Me and my boyfriend broke up the day before his birthday in October and it hit me so hard that I almost took my own life. We only keep in touch because he owes me money. And I need the money desperately at this time in my life. But he acts like he doesn't even know me. Worst of all, he treats me badly (most of the time) when I try to communicate with him. I've known him for 10 years, we were together 2 years out of the ten. Slowly, but surely I have come to realize that he's been using more aggresively, and has now done everything except heroein. He's dry right now, and appears to be trying because he has a job, and has given me 3 payments so far. But the lack of communication, and the nasty attitude he gives me makes me want to forget the money and struggle harder to keep what I own without him, eventhough he is a big part of the reason I am in financial ruin. And after all the nasty and traumatic things he has done to me, I still love him, and would probably would take him back into my home, eventhough I imagine using the power of "no" in my mind, which I practice on a day to day basis. HELP!

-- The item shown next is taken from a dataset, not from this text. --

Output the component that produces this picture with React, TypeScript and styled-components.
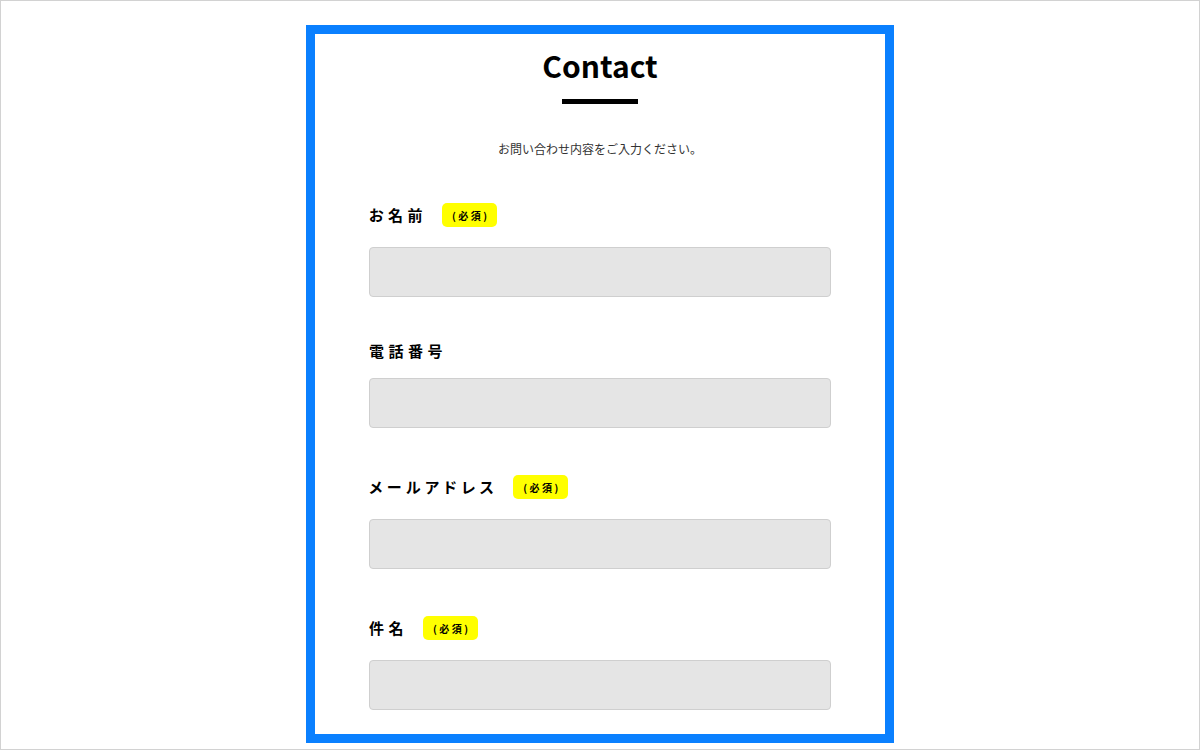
import styled, { createGlobalStyle } from "styled-components";

const GlobalStyle = createGlobalStyle`
  html, body {
    margin: 0;
    padding: 0;
    background: #fff;
  }
  body {
    font-family: "Noto Sans CJK JP", "Noto Sans", sans-serif;
    color: #111;
  }
  * {
    box-sizing: border-box;
  }
`;

const fields = [
  { label: "お名前", required: true },
  { label: "電話番号", required: false },
  { label: "メールアドレス", required: true },
  { label: "件名", required: true },
];

const App = () => {
  return (
    <>
      <GlobalStyle />
      <Page>
        <Frame>
          <Title>Contact</Title>
          <TitleBar />
          <Lead>お問い合わせ内容をご入力ください。</Lead>
          <Form>
            {fields.map((f) => (
              <Field key={f.label}>
                <LabelRow>
                  <Label>{f.label}</Label>
                  {f.required && <Badge>(必須)</Badge>}
                </LabelRow>
                <Input type="text" />
              </Field>
            ))}
          </Form>
        </Frame>
      </Page>
    </>
  );
};

export default App;

/* ================= STYLES ================= */

const Page = styled.div`
  width: 1200px;
  height: 750px;
  border: 1px solid #d2d2d2;
  padding-top: 24px;
  overflow: hidden;
`;

const Frame = styled.div`
  width: 588px;
  height: 718px;
  margin: 0 auto;
  border: 9px solid #0a80ff;
  padding: 12px 54px 0;
  overflow: hidden;
`;

const Title = styled.h1`
  margin: 0;
  font-family: "Noto Sans CJK JP", "Noto Sans", sans-serif;
  font-size: 30px;
  font-weight: 700;
  line-height: 38px;
  text-align: center;
  color: #000;
`;

const TitleBar = styled.div`
  width: 76px;
  height: 5px;
  margin: 15px auto 0;
  background: #000;
`;

const Lead = styled.p`
  margin: 37px 0 0;
  font-size: 12px;
  line-height: 16px;
  text-align: center;
  color: #333;
`;

const Form = styled.div`
  display: flex;
  flex-direction: column;
`;

const Field = styled.div`
  display: flex;
  flex-direction: column;
  margin-top: 47px;

  &:first-child {
    margin-top: 46px;
  }
`;

const LabelRow = styled.div`
  display: flex;
  align-items: center;
  min-height: 14px;
`;

const Label = styled.span`
  font-size: 15px;
  font-weight: 700;
  line-height: 14px;
  letter-spacing: 0.3em;
  font-feature-settings: "palt";
  color: #000;
`;

const Badge = styled.span`
  display: inline-flex;
  align-items: center;
  justify-content: center;
  height: 24px;
  padding: 0 7px 0 10px;
  margin-left: 15px;
  background: #ffff00;
  border-radius: 5px;
  font-size: 10px;
  font-weight: 700;
  letter-spacing: 0.25em;
  color: #000;
`;

const Input = styled.input`
  display: block;
  width: 100%;
  height: 50px;
  margin-top: 20px;
  background: #e5e5e5;
  border: 1px solid #cfcfcf;
  border-radius: 4px;
  outline: none;
`;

I have only this to offer to you. What you are experiencing is not love. You will profit greatly by studying and reflecting on what love is. Love is not a feeling. Love is a decision, a committment and actions -- selfless, self-sacrificing actions. He is offerring you none of that. Make a clean break. Start over, and start fresh -- not with him. He does not have the capacity to love or to give freely of himself.
Bob is right. move on, dont look back.

If you are having trouble moving on, you could consider co-dependants anonymous.

And remember for the future, you should always love someone completely without needing them.